When I first began cooking, I was quite the frightened amateur. I followed recipes strictly, frantically running to the store if I ran out of an ingredient. Obviously, this was neither frugal nor practical. I had to find a way to utilize the ingredients that we had on hand while providing my family with a variety of meals. It took some time, but I finally managed to begin improvising when I cooked.
I was inspired to do this partially by my grandmother, who managed to cook for a large family during the worst time in our nation, the Great Depression. She always amazed me in her ability to create meals out of nothing and with no guidance from a recipe. This instinct seemed to come naturally to her, and it certainly frustrated me with my lack of it. I also discovered The Complete Tassajara Cookbook, which provided me with some idea as to how to cook without a recipe. These two influences were crucial in my developing cooking abilities.
How did I begin this type of cooking? I first began studying how basic dishes such as a casserole or a stir fry were put together. For example, a casserole usually includes a carbohydrate such as rice or noodles, some sort of sauce, veggies, and the like. Too, I also looked at the type of spices used for Mexican, Italian, Asian, and similar dishes. Knowing these spices and having them ready at home made cooking so much easier. Learning the basics of cooking is an ongoing process, but it has been worth it.
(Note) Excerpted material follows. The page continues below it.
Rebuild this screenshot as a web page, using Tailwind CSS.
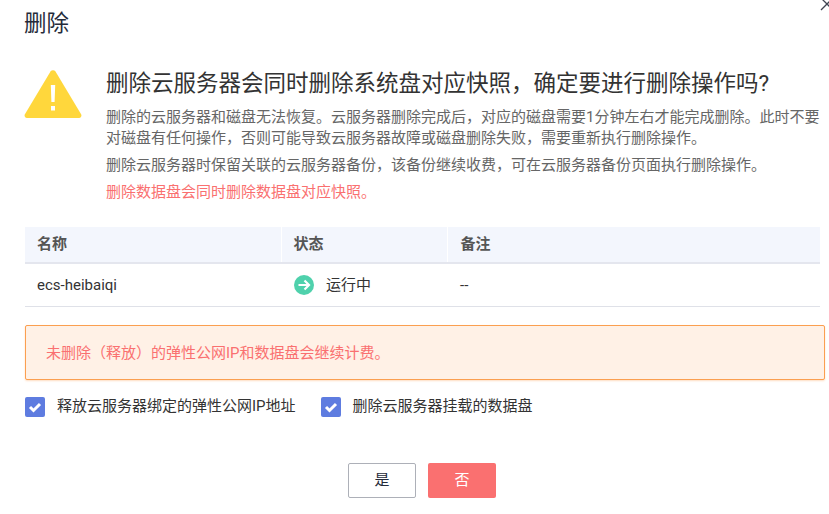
<!DOCTYPE html>
<html lang="zh-CN">
  <head>
    <meta charset="UTF-8" />
    <title>删除</title>
    <script src="https://cdn.jsdelivr.net/npm/@tailwindcss/browser@4"></script>
  </head>
  <body class="bg-white">
    <div class="relative w-[829px] h-[514px] overflow-hidden px-[25px] font-['Roboto','Noto_Sans_CJK_SC',sans-serif] text-[#252b3a]">
      <!-- close icon, cut off by the window edge -->
      <svg class="absolute top-[-3px] left-[820px] w-[14px] h-[14px]" viewBox="0 0 14 14" fill="none" stroke="#3f4451" stroke-width="1.3">
        <path d="M1 1l12 12M13 1L1 13" />
      </svg>

      <h1 class="pt-[8px] -ml-px h-[77px] text-[22.5px] leading-[30px] font-normal">删除</h1>

      <!-- warning -->
      <div class="flex h-[150px]">
        <svg class="w-[58px] h-[50px] mt-[-8px] ml-[-1px] shrink-0" viewBox="0 0 58 50">
          <path d="M26.5 2.5a3 3 0 0 1 5 0l25.6 42.8a2.5 2.5 0 0 1-2.1 3.7H3a2.5 2.5 0 0 1-2.1-3.7z" fill="#ffd73c" />
          <path d="M26.800 16h4.400l-.6 17h-3.200zM27 37h4v4.500h-4z" fill="#fff" />
        </svg>
        <div class="ml-[24px] -mt-[9px]">
          <h2 class="text-[22.5px] leading-[30px] font-normal text-[#333] whitespace-nowrap">删除云服务器会同时删除系统盘对应快照，确定要进行删除操作吗?</h2>
          <p class="mt-[9px] w-[716px] text-[15px] leading-[21px] text-[#666]">删除的云服务器和磁盘无法恢复。云服务器删除完成后，对应的磁盘需要1分钟左右才能完成删除。此时不要对磁盘有任何操作，否则可能导致云服务器故障或磁盘删除失败，需要重新执行删除操作。</p>
          <p class="mt-[6px] text-[15px] leading-[21px] text-[#666]">删除云服务器时保留关联的云服务器备份，该备份继续收费，可在云服务器备份页面执行删除操作。</p>
          <p class="mt-[6px] text-[15px] leading-[21px] text-[#fa7070]">删除数据盘会同时删除数据盘对应快照。</p>
        </div>
      </div>

      <!-- table -->
      <table class="w-[795px] table-fixed border-collapse text-[15px]">
        <thead>
          <tr class="h-[36px] bg-[#f3f6fd] border-b-2 border-[#e4e6ee] text-left text-[#555]">
            <th class="w-[256px] pl-[12px] font-bold border-r border-white">名称</th>
            <th class="w-[166px] pl-[12px] font-bold border-r border-white">状态</th>
            <th class="pl-[13px] font-bold">备注</th>
          </tr>
        </thead>
        <tbody>
          <tr class="h-[43px] border-b border-[#dfe1e8] text-[#333]">
            <td class="pl-[12px]">ecs-heibaiqi</td>
            <td class="pl-[13px]">
              <div class="flex items-center">
                <span class="flex items-center justify-center w-5 h-5 rounded-full bg-[#4fd1ac]">
                  <svg class="w-[14px] h-[14px]" viewBox="0 0 14 14" fill="none" stroke="#fff" stroke-width="2.200">
                    <path d="M1.500 7h10M7.500 2.500L12 7l-4.500 4.500" />
                  </svg>
                </span>
                <span class="ml-[12px]">运行中</span>
              </div>
            </td>
            <td class="pl-[13px]">--</td>
          </tr>
        </tbody>
      </table>

      <!-- alert -->
      <div class="mt-[18px] flex items-center w-[800px] h-[55px] pl-[20px] pt-[3px] bg-[#fff1e6] border border-[#fb9f50] rounded-[2px] shadow-[0_1px_2px_rgba(251,159,80,0.35)] text-[15px] text-[#fa7070]">未删除（释放）的弹性公网IP和数据盘会继续计费。</div>

      <!-- options -->
      <div class="mt-[17px] flex items-center h-[20px] text-[15px] text-[#333]">
        <span class="flex items-center justify-center w-5 h-5 rounded-[2px] bg-[#5e7ce0]">
          <svg class="w-[14px] h-[14px]" viewBox="0 0 14 14" fill="none" stroke="#fff" stroke-width="3">
            <path d="M2 7l3.500 3.500L12 4" />
          </svg>
        </span>
        <span class="ml-[12px]">释放云服务器绑定的弹性公网IP地址</span>
        <span class="ml-[25px] flex items-center justify-center w-5 h-5 rounded-[2px] bg-[#5e7ce0]">
          <svg class="w-[14px] h-[14px]" viewBox="0 0 14 14" fill="none" stroke="#fff" stroke-width="3">
            <path d="M2 7l3.500 3.500L12 4" />
          </svg>
        </span>
        <span class="ml-[12px]">删除云服务器挂载的数据盘</span>
      </div>

      <!-- buttons -->
      <div class="mt-[46px] flex justify-center gap-[12px] ml-[-3px] w-[800px] text-[15px]">
        <button class="w-[68px] h-[35px] bg-white border border-[#adb0b8] rounded-[2px] text-[#252b3a]">是</button>
        <button class="w-[68px] h-[35px] bg-[#fa7070] rounded-[2px] text-white">否</button>
      </div>
    </div>
  </body>
</html>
In addition to studying easy cooking recipes and the basics of such meals, storing a wide range of ingredients at home is necessary. Whether it is a spice, rice, or a vegetable, making sure that you have a good selection for your improvisation will make it that much easier. There are lists of basic pantry items online or often in specialized recipe books. Looking at these suggestions and tailoring them to your family’s tastes and budgets will help you build up the size of your pantry.
And what then? I just learned how to cook as I went along. After I had gathered ingredients for our home pantry, I found myself creating soups, casseroles, and other dishes. These meals vary from time to time, and written recipes look more like suggestions for another person’s creativity. This method for cooking food has been of great benefit for our small family as well as our small budget.
So what do you have to lose? Put that recipe book aside for the evening and give your own creativity a chance for expression in the kitchen. You might enjoy the change!